Tips for delivering ad content quickly and effectively
Sometimes, you know you’re going to need content from a certain third-party domain, but it’s loaded dynamically, so you can’t predict exactly what that content will be. This is when preconnecting becomes useful. As the name suggests, preconnecting involves making an early connection to a domain, so by the time you come to load the resource, you already have an open connection. This is great for mitigating the risk of slow connect or DNS lookup times and is simple to implement, either through a <link> element or through a response header (the latter enjoys slightly wider browser support).

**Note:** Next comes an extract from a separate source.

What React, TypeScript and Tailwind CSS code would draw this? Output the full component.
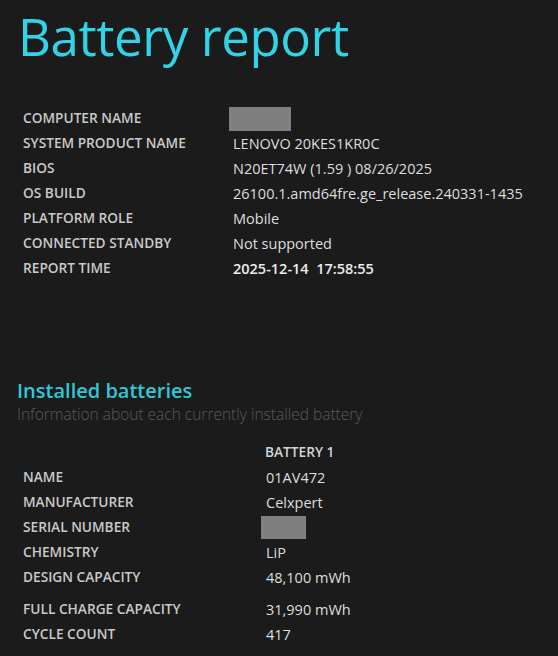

- Setting and monitoring KPIs
You can’t control exactly what third parties do, but you can track it. By setting KPIs and monitoring what your third-party advertisers are doing, you can begin to police the advertising on your site. The heatmap feature in Performance Analyzer can be particularly useful here. This shows which portions of the viewport are fastest and slowest to render, and you can adjust your KPI using a slider.
- Placeholder content
Rather than changing the page layout dynamically as ads are dropped in, it may be better to ensure that the initial page layout will accommodate them. This can lead to large blocks of white space on your page while people are waiting—in which case, it could be a sign that you need to address one of the previous points! But even this is preferable to content moving around while people are trying to read it. And if people do have to hold on while advertising loads, why not add some first-party placeholder content while they wait?
Love it or hate it, advertising is the lifeblood of the internet. It’s a big part of why we can access so much information with little or no up-front cost. By optimizing its delivery, media owners not only stand to gain in terms of revenue, they can also help to ensure that visitors to their site get the best possible user experience.